=== Data segment ===

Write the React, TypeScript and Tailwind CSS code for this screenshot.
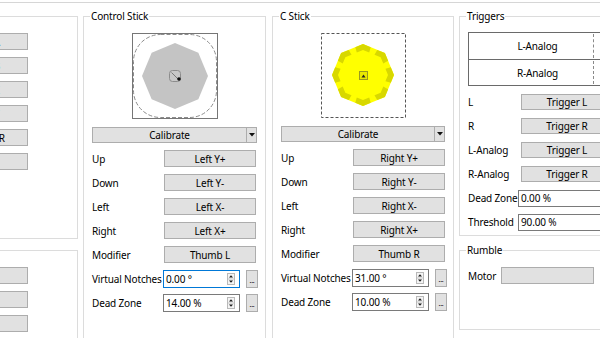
import React from "react";

const font = { fontFamily: '"Noto Sans", "Open Sans", sans-serif' };

function octagon(cx: number, cy: number, r: number) {
  var pts: string[] = [];
  for (var i = 0; i < 8; i++) {
    var a = (i * Math.PI) / 4 - Math.PI / 2;
    pts.push(`${(cx + r * Math.cos(a)).toFixed(2)},${(cy + r * Math.sin(a)).toFixed(2)}`);
  }
  return pts.join(" ");
}

// point on the octagon outline at angle phi
function octPoint(cx: number, cy: number, r: number, phi: number) {
  var step = Math.PI / 4;
  var rel = (((phi + Math.PI / 2) % step) + step) % step;
  var d = (r * Math.cos(Math.PI / 8)) / Math.cos(rel - Math.PI / 8);
  return [cx + d * Math.cos(phi), cy + d * Math.sin(phi)];
}

function notchWedges(cx: number, cy: number, outer: number, inner: number, halfDeg: number) {
  var h = (halfDeg * Math.PI) / 180;
  var out: string[] = [];
  for (var i = 0; i < 8; i++) {
    var t = (i * Math.PI) / 4 - Math.PI / 2;
    var p = [
      octPoint(cx, cy, outer, t - h),
      [cx + outer * Math.cos(t), cy + outer * Math.sin(t)],
      octPoint(cx, cy, outer, t + h),
      octPoint(cx, cy, inner, t + h),
      [cx + inner * Math.cos(t), cy + inner * Math.sin(t)],
      octPoint(cx, cy, inner, t - h),
    ];
    out.push(p.map((q) => `${q[0].toFixed(2)},${q[1].toFixed(2)}`).join(" "));
  }
  return out;
}

function Group({ title, className, children }: { title?: string; className?: string; children?: React.ReactNode }) {
  return (
    <fieldset className={`border border-[#dcdcdc] min-w-0 ${className ?? ""}`}>
      {title && <legend className="ml-[6px] px-[1px] leading-[14px] text-[10px] text-black">{title}</legend>}
      {children}
    </fieldset>
  );
}

function Btn({ text, className }: { text: string; className?: string }) {
  return (
    <div
      className={`flex shrink-0 items-center justify-center whitespace-nowrap border border-[#adadad] bg-[#e1e1e1] text-black ${className ?? ""}`}
    >
      {text}
    </div>
  );
}

function SpinArrows() {
  return (
    <svg width="8" height="12" viewBox="0 0 8 12" className="mr-[4px] shrink-0">
      <rect x="0.5" y="0.5" width="7" height="11" fill="#f4f4f4" stroke="#b9b9b9" />
      <line x1="1" y1="6" x2="7" y2="6" stroke="#c8c8c8" />
      <polygon points="2,4.5 6,4.5 4,2.2" fill="#1a1a1a" />
      <polygon points="2,7.5 6,7.5 4,9.8" fill="#1a1a1a" />
    </svg>
  );
}

function Spin({ value, focused }: { value: string; focused?: boolean }) {
  return (
    <div className="flex items-center gap-[6px]">
      <div
        className={`flex h-[18px] w-[77px] items-center justify-between border bg-white ${
          focused ? "border-[#0078d7]" : "border-[#7a7a7a]"
        }`}
      >
        <span className="pl-[2px]">{value}</span>
        <SpinArrows />
      </div>
      <div className="flex h-[18px] w-[12px] items-end justify-center border border-[#adadad] bg-[#e1e1e1] pb-[3px] text-[7px] leading-[7px]">
        ...
      </div>
    </div>
  );
}

function Calibrate() {
  return (
    <div className="flex h-[16px] items-stretch border border-[#adadad] bg-[#e1e1e1]">
      <div className="flex flex-1 items-center justify-center">Calibrate</div>
      <div className="flex w-[10px] items-center justify-center border-l border-[#adadad]">
        <svg width="6" height="4" viewBox="0 0 6 4">
          <polygon points="0,0 6,0 3,3.5" fill="#111" />
        </svg>
      </div>
    </div>
  );
}

function ControlStickDisplay() {
  return (
    <svg width="86" height="86" viewBox="0 0 86 86" className="mx-auto block">
      <rect x="0.5" y="0.5" width="85" height="85" fill="white" stroke="#767676" />
      <rect x="1.5" y="1.5" width="83" height="83" rx="27" fill="none" stroke="#8c8c8c" strokeDasharray="4 2" />
      <polygon points={octagon(43, 43, 33)} fill="#c4c4c4" />
      <rect x="37.5" y="37.5" width="11" height="11" rx="3" fill="#c8c8c8" stroke="#8c8c8c" />
      <line x1="39.5" y1="39.5" x2="46.5" y2="46.5" stroke="#7a7a7a" />
      <circle cx="47" cy="46" r="1.8" fill="#111" />
    </svg>
  );
}

function CStickDisplay() {
  return (
    <svg width="85" height="85" viewBox="0 0 85 85" className="mx-auto block">
      <rect x="0.5" y="0.5" width="84" height="84" fill="white" stroke="#555" strokeDasharray="3 2" />
      <polygon points={octagon(42, 42, 31)} fill="#ffff00" />
      {notchWedges(42, 42, 31, 25, 15.5).map((p, i) => (
        <polygon key={i} points={p} fill="#d8d800" />
      ))}
      <rect x="38.5" y="38.5" width="8" height="8" fill="#e8e800" stroke="#9a9a20" />
      <polygon points="40.5,44.5 44.5,44.5 42.5,41.5" fill="#222" />
    </svg>
  );
}

function StickGroup({
  title,
  className,
  display,
  buttons,
  notches,
  deadZone,
  focused,
}: {
  title: string;
  className: string;
  display: React.ReactNode;
  buttons: string[];
  notches: string;
  deadZone: string;
  focused?: boolean;
}) {
  var labels = ["Up", "Down", "Left", "Right", "Modifier"];
  return (
    <Group title={title} className={`${className} h-[340px] shrink-0`}>
      <div className="px-[8px]">
        <div className="mt-[10px]">{display}</div>
        <div className="mt-[8px]">
          <Calibrate />
        </div>
        <div className="mt-[7px] flex flex-col gap-[7px]">
          {labels.map((l, i) => (
            <div key={l} className="flex h-[17px] items-center">
              <span className="w-[72px] shrink-0">{l}</span>
              <Btn text={buttons[i]} className="h-[17px] w-[92px]" />
            </div>
          ))}
          <div className="flex h-[17px] items-center">
            <span className="w-[71px] shrink-0 whitespace-nowrap">Virtual Notches</span>
            <Spin value={notches} focused={focused} />
          </div>
          <div className="flex h-[17px] items-center">
            <span className="w-[71px] shrink-0">Dead Zone</span>
            <Spin value={deadZone} />
          </div>
        </div>
      </div>
    </Group>
  );
}

function AnalogBar({ text, first }: { text: string; first?: boolean }) {
  return (
    <div className={`relative flex h-[26px] items-center justify-center ${first ? "" : "border-t border-[#6a6a6a]"}`}>
      <span>{text}</span>
      <div className="absolute left-[124px] top-[1px] bottom-[1px] border-l border-dashed border-[#8a8a8a]" />
    </div>
  );
}

export default function App() {
  var gcButtons = ["Button A", "Button B", "Button X", "Button Y", "Shoulder R", "Start"];
  var dpad = ["Pad N", "Pad S", "Pad W", "Pad E"];

  return (
    <div
      className="h-[338px] w-[600px] overflow-hidden bg-white text-[10px] leading-[14px] tracking-[-0.15px] text-black"
      style={font}
    >
      <div className="pt-[2px]">
        <div className="h-px bg-[#d6d6d6]" />
      </div>
      <div className="mt-[6px] flex gap-[5px]">
        {/* left column, mostly off-screen */}
        <div className="ml-[-82px] flex w-[160px] shrink-0 flex-col">
          <Group className="mt-[7px] h-[223px] pt-[16px] pr-[49px]">
            <div className="flex flex-col items-end gap-[7px]">
              {gcButtons.map((b) => (
                <Btn key={b} text={b} className="h-[17px] w-[92px] pr-[4px]" />
              ))}
            </div>
          </Group>
          <Group className="mt-[11px] h-[120px] pt-[16px] pr-[49px]">
            <div className="flex flex-col items-end gap-[7px]">
              {dpad.map((b) => (
                <Btn key={b} text={b} className="h-[17px] w-[92px]" />
              ))}
            </div>
          </Group>
        </div>

        <StickGroup
          title="Control Stick"
          className="w-[183px]"
          display={<ControlStickDisplay />}
          buttons={["Left Y+", "Left Y-", "Left X-", "Left X+", "Thumb L"]}
          notches="0.00 °"
          deadZone="14.00 %"
          focused
        />
        <StickGroup
          title="C Stick"
          className="ml-[1px] w-[182px]"
          display={<CStickDisplay />}
          buttons={["Right Y+", "Right Y-", "Right X-", "Right X+", "Thumb R"]}
          notches="31.00 °"
          deadZone="10.00 %"
        />

        {/* triggers + rumble */}
        <div className="flex w-[170px] shrink-0 flex-col">
          <Group title="Triggers" className="h-[227px]">
            <div className="pl-[8px]">
              <div className="mt-[9px] w-[139px] border border-[#6a6a6a]">
                <AnalogBar text="L-Analog" first />
                <AnalogBar text="R-Analog" />
              </div>
              <div className="mt-[8px] flex flex-col gap-[8px]">
                {[
                  ["L", "Trigger L"],
                  ["R", "Trigger R"],
                  ["L-Analog", "Trigger L"],
                  ["R-Analog", "Trigger R"],
                ].map(([l, b]) => (
                  <div key={l} className="flex h-[16px] items-center">
                    <span className="w-[53px] shrink-0">{l}</span>
                    <Btn text={b} className="h-[16px] w-[92px]" />
                  </div>
                ))}
                {[
                  ["Dead Zone", "0.00 %"],
                  ["Threshold", "90.00 %"],
                ].map(([l, v]) => (
                  <div key={l} className="flex h-[16px] items-center">
                    <span className="w-[50px] shrink-0 whitespace-nowrap">{l}</span>
                    <div className="flex h-[17px] w-[100px] items-center border border-[#7a7a7a] bg-white pl-[2px]">{v}</div>
                  </div>
                ))}
              </div>
            </div>
          </Group>
          <Group title="Rumble" className="mt-[7px] h-[87px]">
            <div className="mt-[10px] flex h-[17px] items-center pl-[8px]">
              <span className="w-[33px] shrink-0">Motor</span>
              <div className="h-[17px] w-[93px] border border-[#adadad] bg-[#e1e1e1]" />
            </div>
          </Group>
        </div>
      </div>
    </div>
  );
}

===

What you are asked to do: Check each line above for the word "React", and copy the lines where it appears.

Response to this exercise:
Write the React, TypeScript and Tailwind CSS code for this screenshot.
import React from "react";
function Group({ title, className, children }: { title?: string; className?: string; children?: React.ReactNode }) {
  display: React.ReactNode;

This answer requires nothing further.